> [WHAT YOU NEED TO DO]: Retype the whole listing, please, keeping every line exact and dropping the pictures.

═════ RAW DATA

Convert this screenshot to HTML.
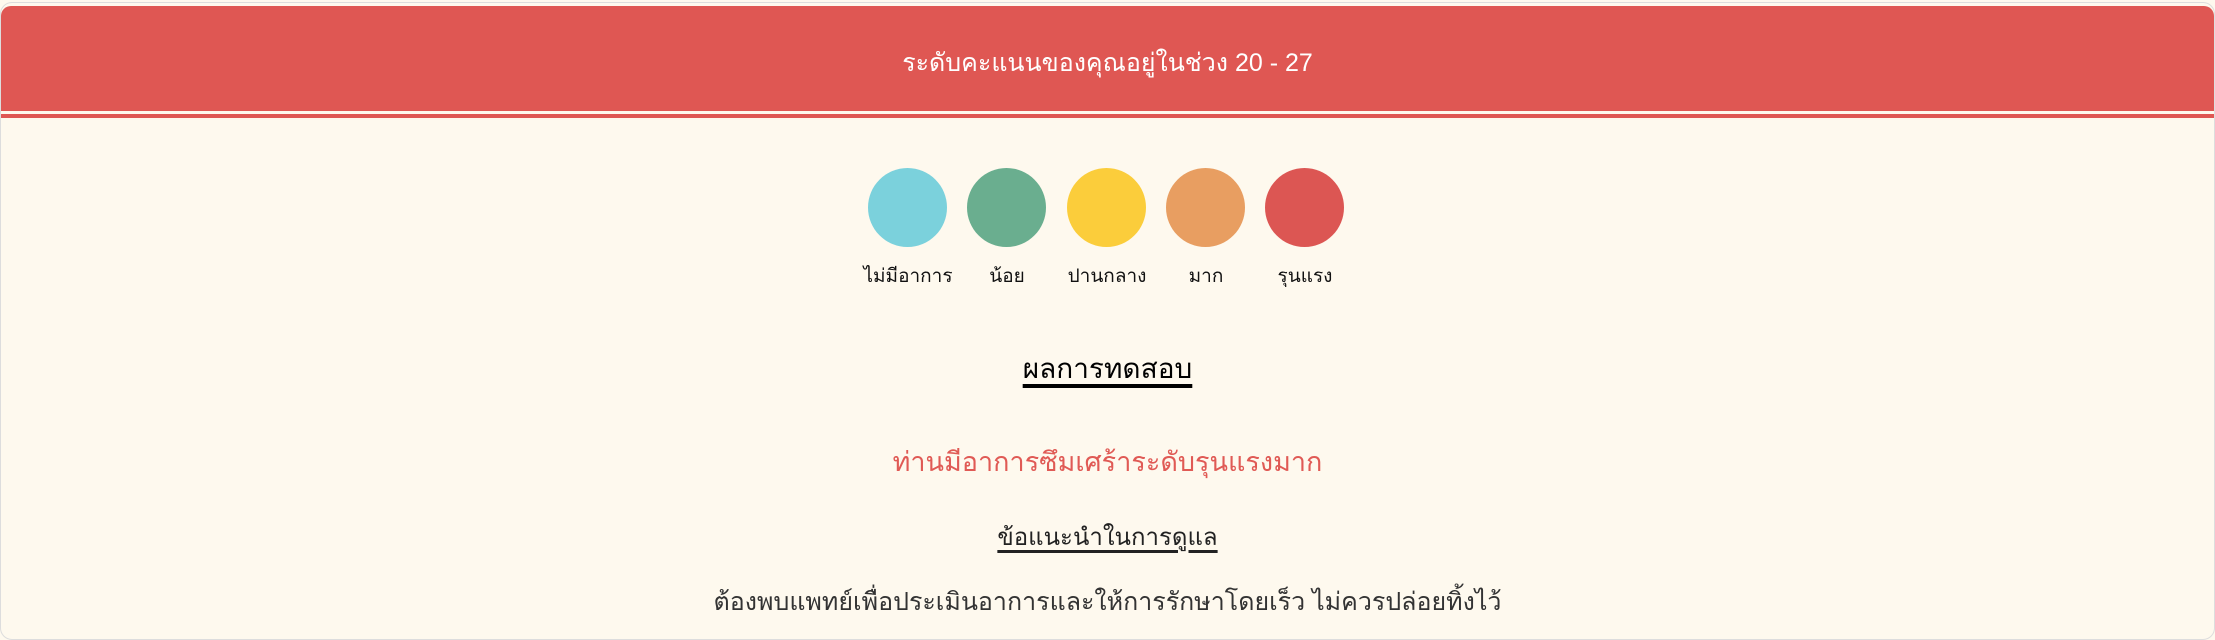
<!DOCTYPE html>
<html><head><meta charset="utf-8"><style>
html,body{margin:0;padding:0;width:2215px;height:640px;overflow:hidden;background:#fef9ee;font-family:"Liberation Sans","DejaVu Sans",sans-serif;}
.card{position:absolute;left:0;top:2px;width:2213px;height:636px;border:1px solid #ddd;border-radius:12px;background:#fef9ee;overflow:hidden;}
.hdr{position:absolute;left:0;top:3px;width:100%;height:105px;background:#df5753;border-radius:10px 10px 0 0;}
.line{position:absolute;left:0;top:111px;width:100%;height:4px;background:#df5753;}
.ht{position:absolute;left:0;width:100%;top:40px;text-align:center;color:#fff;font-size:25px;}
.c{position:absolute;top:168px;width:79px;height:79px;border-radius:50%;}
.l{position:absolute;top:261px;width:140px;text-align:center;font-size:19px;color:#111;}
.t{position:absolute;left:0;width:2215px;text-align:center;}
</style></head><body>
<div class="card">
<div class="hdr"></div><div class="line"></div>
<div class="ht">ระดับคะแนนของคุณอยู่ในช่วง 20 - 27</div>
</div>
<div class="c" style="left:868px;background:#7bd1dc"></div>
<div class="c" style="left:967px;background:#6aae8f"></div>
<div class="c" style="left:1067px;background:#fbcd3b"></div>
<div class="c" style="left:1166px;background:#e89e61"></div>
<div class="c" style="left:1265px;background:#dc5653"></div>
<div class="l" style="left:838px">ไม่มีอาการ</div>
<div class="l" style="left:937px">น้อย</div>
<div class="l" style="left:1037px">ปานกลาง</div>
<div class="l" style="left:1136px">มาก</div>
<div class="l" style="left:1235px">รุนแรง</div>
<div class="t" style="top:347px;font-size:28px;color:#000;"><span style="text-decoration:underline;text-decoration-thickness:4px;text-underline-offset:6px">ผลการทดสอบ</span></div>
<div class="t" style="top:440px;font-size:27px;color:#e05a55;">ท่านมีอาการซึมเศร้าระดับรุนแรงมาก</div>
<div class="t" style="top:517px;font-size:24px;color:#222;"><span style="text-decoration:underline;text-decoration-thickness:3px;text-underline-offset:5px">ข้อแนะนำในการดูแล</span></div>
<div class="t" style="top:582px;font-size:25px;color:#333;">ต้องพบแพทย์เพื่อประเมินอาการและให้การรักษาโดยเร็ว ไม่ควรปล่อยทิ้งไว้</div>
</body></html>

══════════

> [FINAL ANSWER]:
Convert this screenshot to HTML.
<!DOCTYPE html>
<html><head><meta charset="utf-8"><style>
html,body{margin:0;padding:0;width:2215px;height:640px;overflow:hidden;background:#fef9ee;font-family:"Liberation Sans","DejaVu Sans",sans-serif;}
.card{position:absolute;left:0;top:2px;width:2213px;height:636px;border:1px solid #ddd;border-radius:12px;background:#fef9ee;overflow:hidden;}
.hdr{position:absolute;left:0;top:3px;width:100%;height:105px;background:#df5753;border-radius:10px 10px 0 0;}
.line{position:absolute;left:0;top:111px;width:100%;height:4px;background:#df5753;}
.ht{position:absolute;left:0;width:100%;top:40px;text-align:center;color:#fff;font-size:25px;}
.c{position:absolute;top:168px;width:79px;height:79px;border-radius:50%;}
.l{position:absolute;top:261px;width:140px;text-align:center;font-size:19px;color:#111;}
.t{position:absolute;left:0;width:2215px;text-align:center;}
</style></head><body>
<div class="card">
<div class="hdr"></div><div class="line"></div>
<div class="ht">ระดับคะแนนของคุณอยู่ในช่วง 20 - 27</div>
</div>
<div class="c" style="left:868px;background:#7bd1dc"></div>
<div class="c" style="left:967px;background:#6aae8f"></div>
<div class="c" style="left:1067px;background:#fbcd3b"></div>
<div class="c" style="left:1166px;background:#e89e61"></div>
<div class="c" style="left:1265px;background:#dc5653"></div>
<div class="l" style="left:838px">ไม่มีอาการ</div>
<div class="l" style="left:937px">น้อย</div>
<div class="l" style="left:1037px">ปานกลาง</div>
<div class="l" style="left:1136px">มาก</div>
<div class="l" style="left:1235px">รุนแรง</div>
<div class="t" style="top:347px;font-size:28px;color:#000;"><span style="text-decoration:underline;text-decoration-thickness:4px;text-underline-offset:6px">ผลการทดสอบ</span></div>
<div class="t" style="top:440px;font-size:27px;color:#e05a55;">ท่านมีอาการซึมเศร้าระดับรุนแรงมาก</div>
<div class="t" style="top:517px;font-size:24px;color:#222;"><span style="text-decoration:underline;text-decoration-thickness:3px;text-underline-offset:5px">ข้อแนะนำในการดูแล</span></div>
<div class="t" style="top:582px;font-size:25px;color:#333;">ต้องพบแพทย์เพื่อประเมินอาการและให้การรักษาโดยเร็ว ไม่ควรปล่อยทิ้งไว้</div>
</body></html>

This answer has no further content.